The press got singed in last week’s legal maneuvering as well. State attorney David Bludworth filed misdemeanor charges against The Globe, the Boca Raton-based supermarket tabloid that violated a state confidentiality law by publishing the accuser’s name and photo last month. Influential mainstream news organizations that also carried her name-including NBC News and The New York Times-apparently got off the hook. (Bludworth says the state is researching whether the law is applicable to media based outside Florida.) Oddly, when Bludworth distributed copies of the affidavit describing the alleged. victim’s statement to the police, he included a cover sheet with her name. The whole matter could well be thrown out of court. Legal experts say the law is vulnerable to a constitutional challenge on First Amendment grounds.
Fetal position:
The bulk of the nine-page affidavit made public last week is a harrowing narrative of an evening that began at the trendy Au Bar, where the alleged victim danced and drank with Smith, Senator Kennedy and Kennedy’s son Patrick. After driving Smith back to the Kennedy estate on North Ocean Boulevard, she kissed him good night. He asked if she would like to tour the house and take a walk on the beach. Her statement doesn’t directly implicate Kennedy and his son, but places them within earshot at the time of the alleged attack. She told police she wondered why no one responded to her screams (Kennedy says he heard nothing that night). Police said she also depicted Smith as eerily composed after the alleged rape, sitting cross-legged in a chair and telling her that “no one would believe her.” She went outside to start her car, but said she was shaking so badly she was unable to shift the gears. A friend came to take her home. When police interviewed her the next day, they found her in shock, legs drawn up into a fetal position on her couch and prone to “panic at any quick movement in the room.”

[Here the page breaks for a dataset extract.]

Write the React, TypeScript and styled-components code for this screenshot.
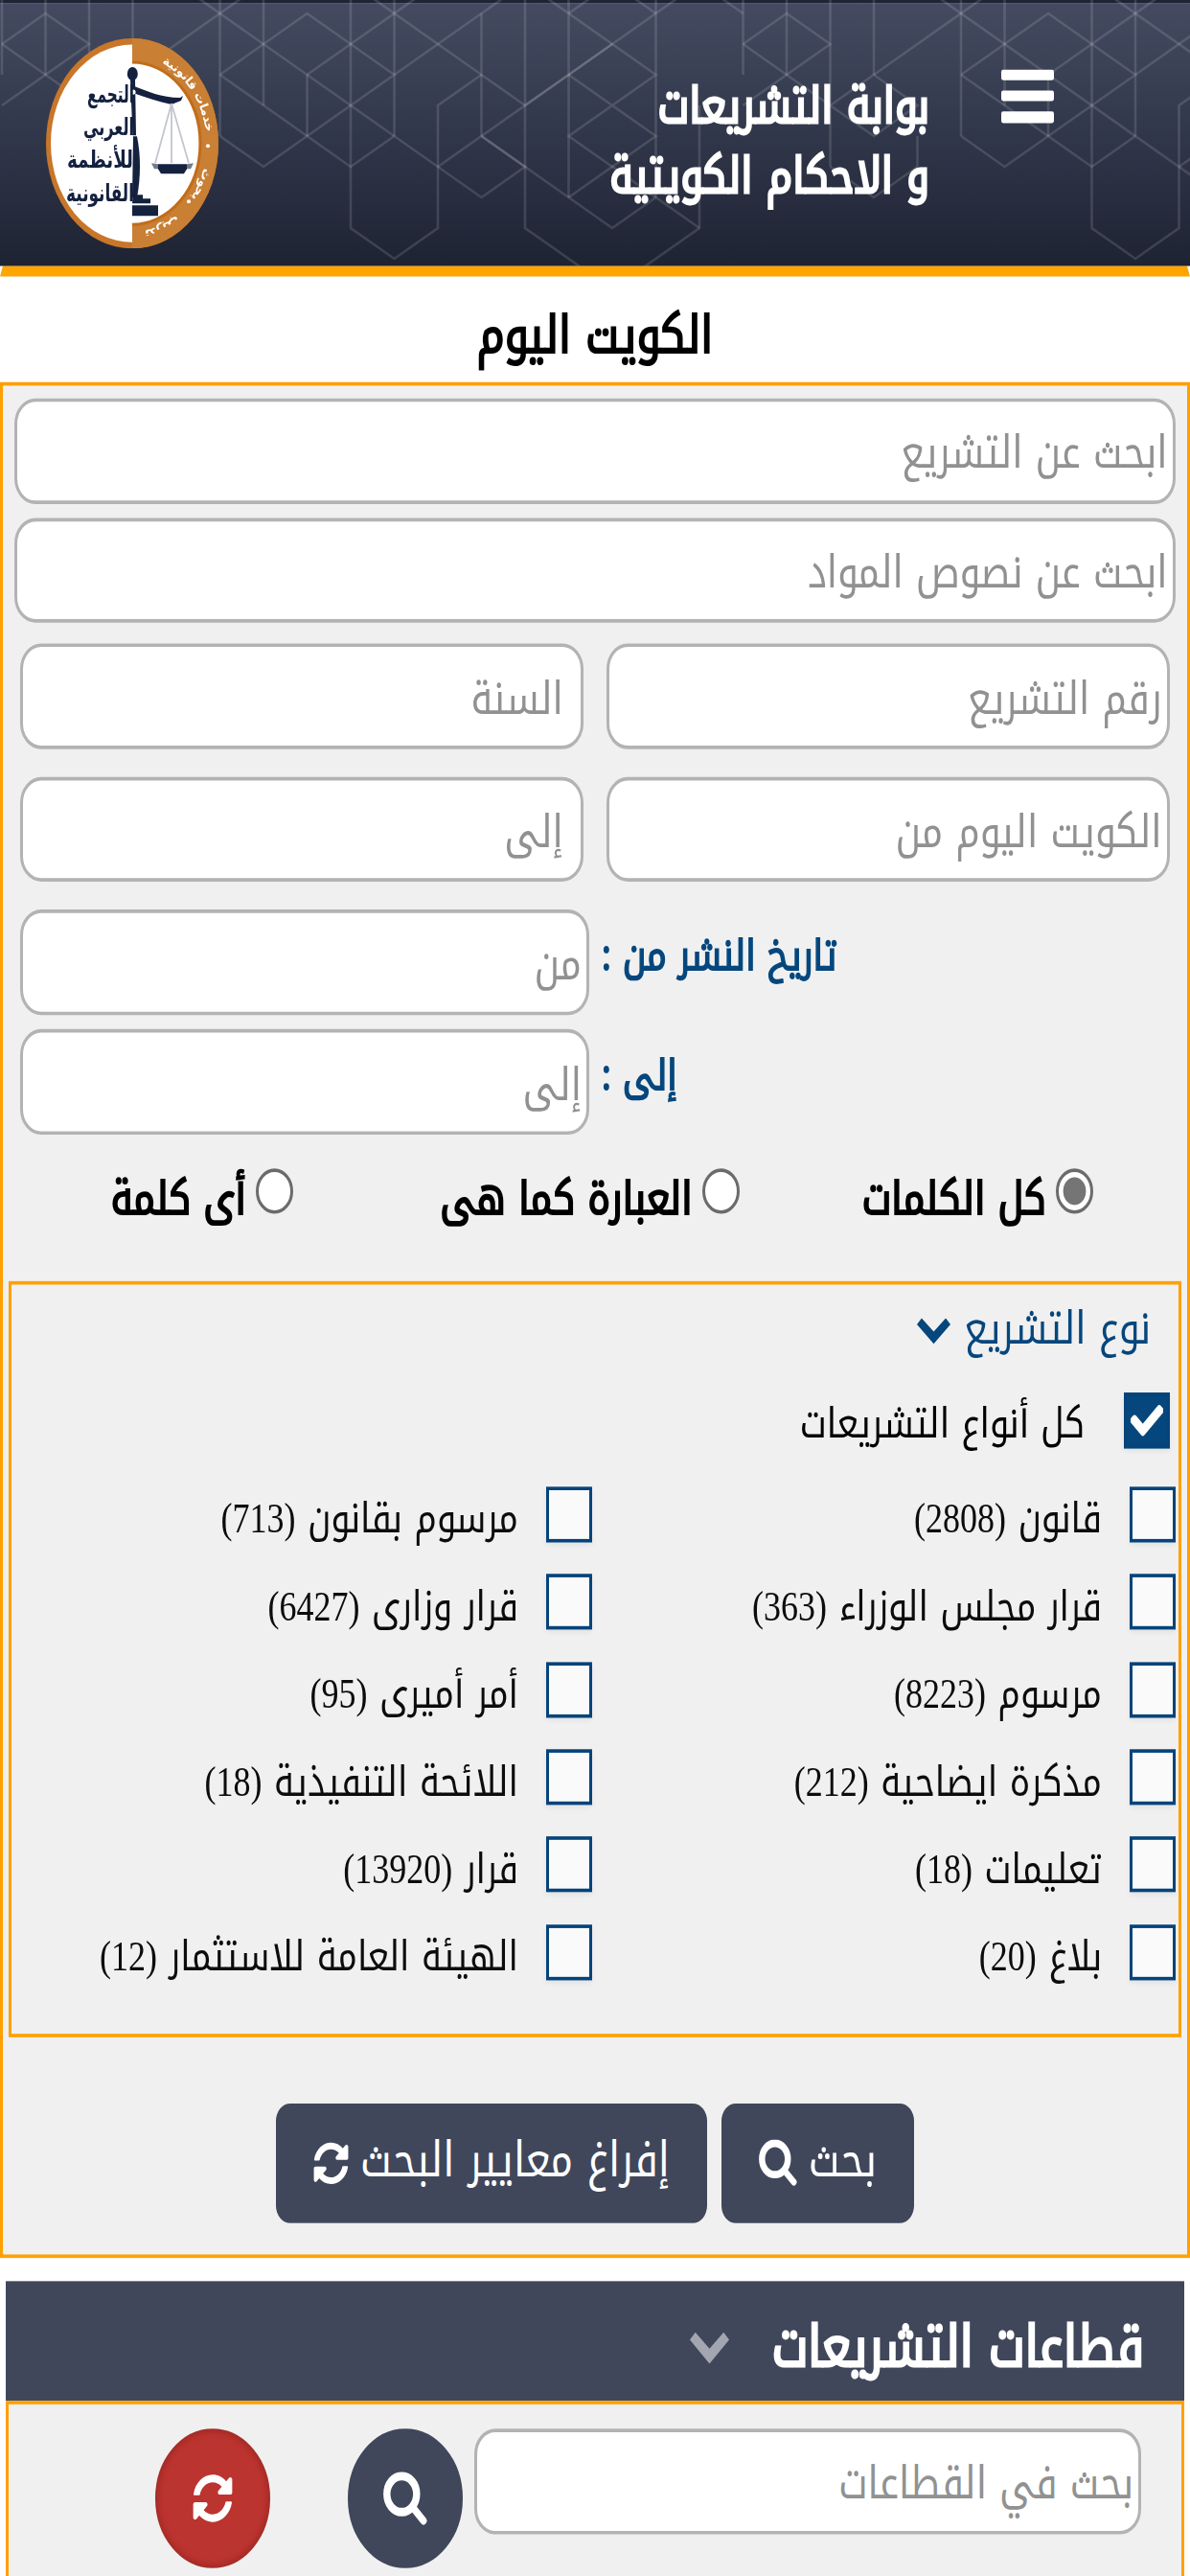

As the scandal moved closer to the courtroom, Kennedy operatives tried to blunt anonymous but widespread stories that Smith had a history of abusive behavior toward women. One woman who knew Smith at Duke University in the early 1980s told NEWSWEEK that he was “a presser,” who would corner women aggressively at parties, especially if he had been drinking. Last week one of Smith’s attorneys supplied a Washington Post reporter with names of women who offered on-the-record testimonials to his gentlemanly behavior. “He would never hurt anybody,” said Minna Towbin. In the end, none of these encomiums will matter. The question of Smith’s guilt or innocence is on its way to a jury.